Вероника никак не могла отделаться от чувства вины: это ведь она придумала выпустить зверей и птиц в бой. Это из-за нее Чирик погиб.
Она вспомнила, как первый раз увидела мертвое животное: мышку, что последовала за ней по оживленной улице Аура-Новы, затоптали. Вероника винила себя, но майора и слышать ничего не хотела.
– Поступая так, ты у них кое-что отнимаешь, – сказала она строго, но с любовью, мудро. – Как будто бедное животное само за себя не думало. Разве ты приказала следовать за тобой? Разве ты отняла у него свободную волю?
Вероника перестала плакать и мотнула головой.
– Нет. А значит, этот малый сам за себя решил, и надо ему отдать должное.
Они завернули мышонка в самый красивый платок, какой был у Вероники, и положили в очаг – на погребальный костер истинного воина, как сказала майора. Вошла Вал и спросила, чем это они заняты, а узнав, усмехнулась и снова ушла. Однако Вероника с бабушкой скорбели, пока не прогорело последнее поленце.
Потом Вероника задумалась: как бы она себя чувствовала, если бы и правда, по примеру той же Вал, приказала зверьку следовать за ней. Такой власти она не хотела и поклялась никогда не лишать зверей свободной воли.

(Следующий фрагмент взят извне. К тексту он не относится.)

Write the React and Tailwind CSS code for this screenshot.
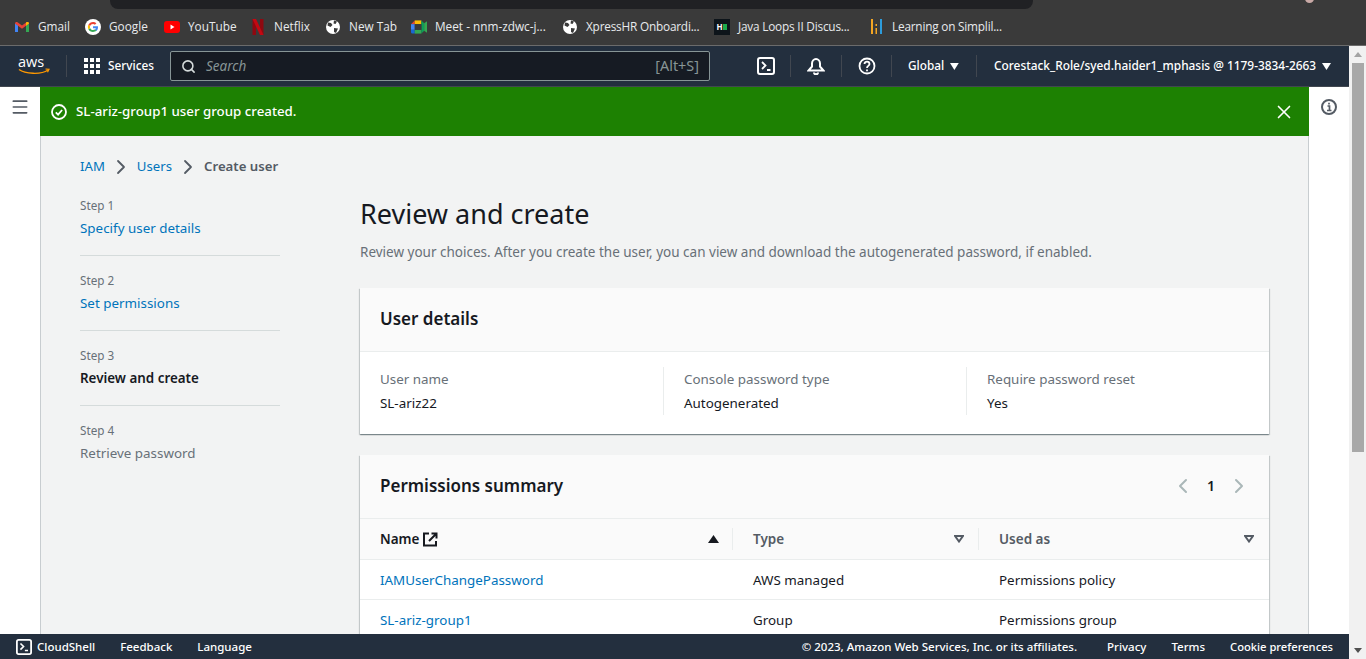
import React from "react";
import { X, Menu, Search, ChevronRight, ChevronLeft } from "lucide-react";

const font = "font-['Noto_Sans','Open_Sans',sans-serif]";

const GlobeIcon = () => (
  <svg width="16" height="16" viewBox="0 0 16 16">
    <circle cx="8" cy="8" r="7" fill="#fff" />
    <path d="M3 3.500l3 .5 1.500 2-2 2-3-1.500zM9 1.500l3 1-1.500 2.500-2-.5zM9 9l4 .5-2 4.500-2-1z" fill="#3a3a3a" />
  </svg>
);

const bookmarks = [
  {
    label: "Gmail",
    w: "w-[71px]",
    icon: (
      <svg width="16" height="16" viewBox="0 0 16 16">
        <path d="M1 13V4l3 2.200V13z" fill="#4285f4" />
        <path d="M12 13V6.200L15 4v9z" fill="#34a853" />
        <path d="M1 4.500C1 3 2.500 2.500 3.500 3.200L8 6.600l4.500-3.400c1-.7 2.500-.2 2.500 1.300L12 6.800 8 9.800 4 6.800z" fill="#ea4335" />
        <path d="M12 6.800l3-2.300C15 3 13.500 2.500 12.500 3.200L12 3.600z" fill="#fbbc04" />
      </svg>
    ),
  },
  {
    label: "Google",
    w: "w-[79px]",
    icon: (
      <svg width="16" height="16" viewBox="0 0 16 16">
        <circle cx="8" cy="8" r="8" fill="#fff" />
        <path d="M13 8.200c0-.4 0-.7-.1-1H8v2h2.800c-.1.7-.5 1.200-1 1.600l1.600 1.200C12.400 11.100 13 9.800 13 8.200z" fill="#4285f4" />
        <path d="M8 13c1.400 0 2.500-.5 3.400-1.200l-1.600-1.200c-.5.300-1 .5-1.800.5-1.300 0-2.500-.9-2.900-2.100L3.400 10.200C4.200 11.900 6 13 8 13z" fill="#34a853" />
        <path d="M5.100 9c-.2-.6-.2-1.400 0-2L3.400 5.800c-.7 1.400-.7 3 0 4.400z" fill="#fbbc04" />
        <path d="M8 4.900c.8 0 1.400.3 1.900.8l1.500-1.500C10.500 3.500 9.300 3 8 3 6 3 4.200 4.100 3.400 5.800L5.100 7C5.500 5.800 6.700 4.900 8 4.900z" fill="#ea4335" />
      </svg>
    ),
  },
  {
    label: "YouTube",
    w: "w-[86px]",
    icon: (
      <svg width="16" height="12" viewBox="0 0 16 12">
        <rect width="16" height="12" rx="3" fill="#f00" />
        <path d="M6.500 3.500v5l4-2.500z" fill="#fff" />
      </svg>
    ),
  },
  {
    label: "Netflix",
    w: "w-[75px]",
    icon: (
      <svg width="16" height="16" viewBox="0 0 16 16">
        <path d="M2.500 0h3.500v16l-3.500 0z" fill="#8f0810" />
        <path d="M10 0h3.500v16H10z" fill="#8f0810" />
        <path d="M2.500 0H6l7.500 16H10z" fill="#c40812" />
      </svg>
    ),
  },
  { label: "New Tab", w: "w-[86px]", icon: <GlobeIcon /> },
  {
    label: "Meet - nnm-zdwc-j...",
    w: "w-[152px]",
    icon: (
      <svg width="17" height="14" viewBox="0 0 17 14">
        <path d="M0 4l4-4v4z" fill="#ea4335" />
        <path d="M4 0h7v4H4z" fill="#fbbc04" />
        <path d="M0 4h4v6H0z" fill="#4285f4" />
        <path d="M0 10h4v4H1.500A1.500 1.500 0 0 1 0 12.500z" fill="#1967d2" />
        <path d="M4 10h7v4H4z" fill="#34a853" />
        <path d="M11 0v14l3-3V3z" fill="#0f9d58" />
        <path d="M14 3l3-2v12l-3-2z" fill="#34a853" />
        <path d="M4 4h7v6H4z" fill="#3a3a3a" />
      </svg>
    ),
  },
  { label: "XpressHR Onboardi...", w: "w-[152px]", cls: "-ml-px tracking-[-0.2px]", icon: <GlobeIcon /> },
  {
    label: "Java Loops II Discus...",
    w: "w-[154px]",
    cls: "tracking-[-0.2px]",
    icon: (
      <span className="flex h-4 w-4 items-center justify-center gap-px bg-[#0d141a]">
        <span className="text-[8px] leading-none font-bold text-white">H</span>
        <span className="h-[6px] w-[4px] bg-[#1ba94c]"></span>
      </span>
    ),
  },
  {
    label: "Learning on Simplil...",
    w: "",
    cls: "tracking-[-0.2px]",
    icon: (
      <svg width="11" height="16" viewBox="0 0 11 16">
        <rect x="0" y="0" width="2" height="15" fill="#f5a623" />
        <rect x="4.500" y="5" width="1.500" height="2" fill="#f5a623" />
        <rect x="4.500" y="9" width="1.500" height="6" fill="#f5a623" />
        <rect x="9" y="0" width="2" height="15" fill="#2d9cdb" />
      </svg>
    ),
  },
];

const TerminalIcon = ({ size = 18 }) => (
  <svg width={size} height={size} viewBox="0 0 18 18" fill="none" stroke="#fff" strokeWidth="2">
    <rect x="1" y="1" width="16" height="16" rx="2" />
    <path d="M5 5l3.500 3.500L5 12M10 13h3.500" strokeWidth="1.800" />
  </svg>
);

const Divider = () => <span className="block h-[22px] w-px bg-[#414750]"></span>;

const Caret = () => (
  <svg width="9" height="7" viewBox="0 0 9 7" className="ml-[6px]">
    <path d="M0 0h9L4.500 7z" fill="#fff" />
  </svg>
);

const FilterCaret = () => (
  <svg width="10" height="8" viewBox="0 0 10 8" fill="none" stroke="#545b64" strokeWidth="2">
    <path d="M1 1h8L5 6.500z" />
  </svg>
);

const TopNav = () => (
  <div className="flex h-[40px] shrink-0 items-center bg-[#232f3e] text-[11.800px] whitespace-nowrap text-white">
    <svg width="36" height="32" viewBox="0 0 36 32" className="ml-[18px] mr-[12px]">
      <text x="0" y="17" fill="#fff" fontSize="14.500" fontFamily="Open Sans, sans-serif">aws</text>
      <path d="M1 19.500c6 4.500 22 5.500 29 .5" fill="none" stroke="#f90" strokeWidth="1.400" />
      <path d="M27.500 19l3.500.3-1.500 3" fill="none" stroke="#f90" strokeWidth="1.200" />
    </svg>
    <Divider />
    <span className="ml-[17px] grid h-4 w-4 grid-cols-3 gap-[2px]">
      {[...Array(9)].map((_, i) => (
        <span key={i} className="bg-white"></span>
      ))}
    </span>
    <span className="ml-2 w-[54px] font-medium">Services</span>
    <div className="ml-[8px] flex h-[30px] w-[540px] shrink-0 items-center rounded-[2px] border border-[#879596] bg-[#161b23] pl-[10px] pr-[10px]">
      <Search size={15} strokeWidth={2.500} className="text-[#d5dbdb]" />
      <span className="ml-[10px] flex-1 text-[13.500px] italic text-[#879596]">Search</span>
      <span className="text-[14.400px] text-[#879596]">[Alt+S]</span>
    </div>
    <span className="ml-[47px]"><TerminalIcon /></span>
    <span className="ml-[15px] mr-[16px]"><Divider /></span>
    <svg width="18" height="18" viewBox="0 0 18 18" fill="none" stroke="#fff" strokeWidth="2">
      <path d="M1.500 13.500h15L13 9.500V6.500a4 4.500 0 0 0-8 0v3z" />
      <path d="M7 15.500a2 1.800 0 0 0 4 0" />
    </svg>
    <span className="mx-[16px]"><Divider /></span>
    <svg width="18" height="18" viewBox="0 0 18 18" fill="none" stroke="#fff" strokeWidth="1.800">
      <circle cx="9" cy="9" r="7.500" />
      <path d="M6.500 7c0-3.300 5-3.300 5 0 0 2-2.500 1.800-2.500 4" />
      <path d="M9 12.500v1.800" />
    </svg>
    <span className="ml-[15px] mr-[16px]"><Divider /></span>
    <span className="flex w-[51px] items-center font-medium">Global<Caret /></span>
    <span className="ml-[17px] mr-[17px]"><Divider /></span>
    <span className="flex items-center text-[11.880px] font-medium">
      Corestack_Role/syed.haider1_mphasis @ 1179-3834-2663<Caret />
    </span>
  </div>
);

const steps = [
  { step: "Step 1", label: "Specify user details", cls: "font-normal text-[#0073bb]" },
  { step: "Step 2", label: "Set permissions", cls: "font-normal text-[#0073bb]" },
  { step: "Step 3", label: "Review and create", cls: "font-semibold text-[#16191f]" },
  { step: "Step 4", label: "Retrieve password", cls: "font-normal text-[#687078]" },
];

const Stepper = () => (
  <div className="w-[200px] shrink-0 pt-[20px]">
    {steps.map((s, i) => (
      <div
        key={s.step}
        className={`${i === 0 ? "h-[60px]" : "h-[75px] pt-[15px]"} ${i < 3 ? "border-b border-[#d5dbdb]" : ""}`}
      >
        <div className="text-[11.700px] leading-[18px] text-[#687078]">{s.step}</div>
        <div className={`mt-[2px] text-[13.400px] leading-[24px] ${s.cls}`}>{s.label}</div>
      </div>
    ))}
  </div>
);

const Field = ({ label, value, cls }) => (
  <div className={cls}>
    <div className="text-[13.400px] leading-[24px] text-[#687078]">{label}</div>
    <div className="text-[13.400px] leading-[24px] text-[#16191f]">{value}</div>
  </div>
);

const Card = ({ children, cls = "" }) => (
  <div className={`bg-white shadow-[0_1px_1px_0_rgba(0,28,36,0.3),1px_1px_1px_0_rgba(0,28,36,0.15),-1px_1px_1px_0_rgba(0,28,36,0.15)] ${cls}`}>
    {children}
  </div>
);

const UserDetails = () => (
  <Card>
    <div className="flex h-[64px] items-center border-b border-[#eaeded] bg-[#fafafa] pb-[2px] pl-[20px] text-[17px] font-semibold text-[#16191f]">
      User details
    </div>
    <div className="flex h-[82px] pt-[15px]">
      <Field label="User name" value="SL-ariz22" cls="h-[48px] w-[304px] border-r border-[#eaeded] pl-[20px]" />
      <Field label="Console password type" value="Autogenerated" cls="h-[48px] w-[303px] border-r border-[#eaeded] pl-[20px]" />
      <Field label="Require password reset" value="Yes" cls="pl-[20px]" />
    </div>
  </Card>
);

const Header = ({ children, cls }) => (
  <div className={`flex h-[40px] items-center text-[13.500px] font-semibold ${cls}`}>{children}</div>
);

const rows = [
  { name: "IAMUserChangePassword", type: "AWS managed", used: "Permissions policy" },
  { name: "SL-ariz-group1", type: "Group", used: "Permissions group" },
];

const PermissionsSummary = () => (
  <Card cls="mt-[21px]">
    <div className="flex h-[63px] items-center justify-between bg-[#fafafa] pb-[2px] pl-[20px] pr-[18px]">
      <span className="text-[17px] font-semibold text-[#16191f]">Permissions summary</span>
      <div className="flex items-center text-[#aab7b8]">
        <ChevronLeft size={24} strokeWidth={2} />
        <span className="mx-[12px] text-[14px] font-semibold text-[#16191f]">1</span>
        <ChevronRight size={24} strokeWidth={2} />
      </div>
    </div>
    <div className="flex border-y border-[#eaeded] bg-[#fafafa]">
      <Header cls="w-[372px] justify-between pl-[20px] pr-[13px] text-[#16191f]">
        <span className="flex items-center gap-[4px]">
          Name
          <svg width="15" height="15" viewBox="0 0 15 15" fill="none" stroke="#16191f" strokeWidth="2">
            <path d="M6 1.500H1v12h12V9" />
            <path d="M6 9l7-7M8.500 1.500h5v5" />
          </svg>
        </span>
        <svg width="11" height="8" viewBox="0 0 11 8"><path d="M0 8h11L5.500 0z" fill="#16191f" /></svg>
      </Header>
      <div className="my-[9px] w-px bg-[#eaeded]"></div>
      <Header cls="w-[245px] justify-between pl-[20px] pr-[14px] text-[#545b64]">
        Type <FilterCaret />
      </Header>
      <div className="my-[9px] w-px bg-[#eaeded]"></div>
      <Header cls="flex-1 justify-between pl-[20px] pr-[15px] text-[#545b64]">
        Used as <FilterCaret />
      </Header>
    </div>
    {rows.map((r) => (
      <div key={r.name} className="flex h-[40px] items-center border-b border-[#eaeded] pt-[2px] text-[13.400px] text-[#16191f]">
        <span className="w-[393px] pl-[20px] text-[#0073bb]">{r.name}</span>
        <span className="w-[246px]">{r.type}</span>
        <span>{r.used}</span>
      </div>
    ))}
  </Card>
);

const Footer = () => (
  <div className="flex h-[25px] shrink-0 items-center justify-between bg-[#232f3e] pl-[16px] pr-[16px] text-[11.500px] font-medium text-white">
    <div className="flex items-center">
      <TerminalIcon size={16} />
      <span className="ml-[5px]">CloudShell</span>
      <span className="ml-[25px]">Feedback</span>
      <span className="ml-[25px]">Language</span>
    </div>
    <div className="flex items-baseline">
      <span>© 2023, Amazon Web Services, Inc. or its affiliates.</span>
      <span className="ml-[30px]">Privacy</span>
      <span className="ml-[25px]">Terms</span>
      <span className="ml-[25px] text-[11.200px]">Cookie preferences</span>
    </div>
  </div>
);

export default function App() {
  return (
    <div className={`${font} flex h-[659px] flex-col overflow-hidden bg-white`}>
      {/* browser chrome */}
      <div className="relative flex h-[46px] shrink-0 flex-col overflow-hidden border-b border-[#6b6b6b] bg-[#3a3a3a]">
        <div className="ml-[110px] h-[9px] w-[923px] rounded-b-[8px] bg-[#202124]"></div>
        <span className="absolute top-[-6px] left-[1305px] h-[9px] w-[9px] rounded-full bg-[#c9a9a6]"></span>
        <div className="flex items-center pl-[14px] pt-[9px] font-['Open_Sans',sans-serif] text-[11.800px] text-[#e8eaed]">
          {bookmarks.map((b) => (
            <div key={b.label} className={`flex h-[18px] shrink-0 items-center gap-[8px] ${b.w} ${b.cls || ""}`}>
              <span className="flex w-[16px] justify-center">{b.icon}</span>
              <span>{b.label}</span>
            </div>
          ))}
        </div>
      </div>

      <div className="flex min-h-0 flex-1">
        <div className="flex min-w-0 flex-1 flex-col">
          <TopNav />
          <div className="flex min-h-0 flex-1 border-t border-[#414750]">
            <div className="w-[40px] shrink-0 pl-[10px] pt-[10px]">
              <Menu size={20} strokeWidth={2} className="text-[#545b64]" />
            </div>
            <div className="flex min-w-0 flex-1 flex-col border-x border-[#c8cdd0] bg-[#f2f3f3]">
              <div className="-ml-px -mr-px flex h-[49px] shrink-0 items-center bg-[#1d8102] pl-[11px] pr-[14px] text-[13.300px] font-medium text-white">
                <svg width="16" height="16" viewBox="0 0 16 16" fill="none" stroke="#fff" strokeWidth="1.800">
                  <circle cx="8" cy="8" r="7" />
                  <path d="M4.800 8.300l2.300 2.300 4-4.600" />
                </svg>
                <span className="ml-[9px] flex-1">SL-ariz-group1 user group created.</span>
                <X size={22} strokeWidth={1.800} />
              </div>
              <div className="min-h-0 flex-1 overflow-hidden pl-[39px] pr-[39px] pt-[21px]">
                <div className="flex h-[20px] items-center text-[13.200px]">
                  <span className="text-[#0073bb]">IAM</span>
                  <ChevronRight size={24} strokeWidth={1.800} className="mx-[4px] text-[#545b64]" />
                  <span className="text-[#0073bb]">Users</span>
                  <ChevronRight size={24} strokeWidth={1.800} className="mx-[4px] text-[#545b64]" />
                  <span className="font-semibold text-[#545b64]">Create user</span>
                </div>
                <div className="-mt-px flex">
                  <Stepper />
                  <div className="ml-[80px] min-w-0 flex-1 pt-[20px]">
                    <h1 className="text-[27px] leading-[36px] font-normal text-[#16191f]">Review and create</h1>
                    <p className="mt-[10px] text-[13.500px] leading-[20px] text-[#687078]">
                      Review your choices. After you create the user, you can view and download the autogenerated password, if enabled.
                    </p>
                    <div className="mt-[26px]">
                      <UserDetails />
                      <PermissionsSummary />
                    </div>
                  </div>
                </div>
              </div>
            </div>
            <div className="flex w-[40px] shrink-0 justify-center pt-[12px]">
              <svg width="16" height="16" viewBox="0 0 16 16" fill="none" stroke="#545b64" strokeWidth="2">
                <circle cx="8" cy="8" r="7" />
                <path d="M6.500 7h2v4.500M6 11.500h4.500M8 3.800v1.800" strokeWidth="1.700" />
              </svg>
            </div>
          </div>
          <Footer />
        </div>
        {/* page scrollbar */}
        <div className="flex w-[17px] shrink-0 flex-col bg-[#f1f1f1]">
          <div className="flex h-[17px] items-center justify-center">
            <svg width="8" height="5" viewBox="0 0 8 5"><path d="M0 5h8L4 0z" fill="#a3a3a3" /></svg>
          </div>
          <div className="ml-[3px] mr-[2px] h-[389px] bg-[#a8a8a8]"></div>
          <div className="flex flex-1 items-end justify-center pb-[6px]">
            <svg width="8" height="5" viewBox="0 0 8 5"><path d="M0 0h8L4 5z" fill="#505050" /></svg>
          </div>
        </div>
      </div>
    </div>
  );
}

Нет, сказала себе Вероника и сделала глубокий вдох, пытаясь сохранить рассудочность посреди смерти и разрушения. Чирик бился потому, что любил Воробейку, как и остальные звери любили хозяев, что кормили их и заботились о них. Она не станет приписывать себе их храбрость, но воздаст им последние почести.
Их жертва помогла ей, Воробейке и всем выжившим продержаться.
– Да просто, – икнула и утерла нос тыльной стороной ладони Воробейка. – Просто у меня нет… не было друзей, кроме Чирика, на всем белом свете.
Ее маленькую фигурку сотрясали беззвучные всхлипы, и Вероника крепче обняла ее.
– Чирик был особенным другом, храбрым, как феникс, но не последним. А как же я?
Воробейка подняла на нее большие заплаканные глаза:
– Мы – друзья?
– Ну конечно, – запросто ответила Вероника, словно ни в чем так не разбиралась, как в дружбе, а первый друг не появился у нее лишь недавно. Приятно было думать, что теперь будет еще один. Вероника улыбнулась, хоть и знала, что Воробейка этого не увидит. Ну, может, хотя бы почувствует.
Девочка просияла:
– Ты Чирику очень нравилась… – как ни в чем не бывало заявила она, словно его мнения было для нее достаточно.
– Вот и славно. Мне он тоже нравился.
Заметив, как Эрскен кого-то высматривает среди фениксов, Вероника сказала, что у нее есть дело, и ушла. Воробейка же улеглась набок, прижав к груди Чирика, и, успокоившись, закрыла глаза.
Вероника отвела Эрскена в сторонку и сообщила новости о Ксо и Ксатаре.
– Ксо погибла, защищая ворота поселка. Из луков застрелили. Потом Ксатара улетела.
– А… понимаю, – угрюмо произнес Эрскен, откашлявшись. – Пошлю людей отыскать тело Ксо. Может, еще не поздно… – он умолк ненадолго. – Сожжем ее, вместе с другими павшими воинами.
Он взглянул на Воробейку, на Чирика у нее под боком, на мертвых собак, кошек и голубей, сложенных на массивном выступе в виде статуи феникса. В крепости так же складывали тела людей – павших воинов, как назвал их Эрскен. Присмотреться, поискать знакомые лица Вероника заставить себя не сумела.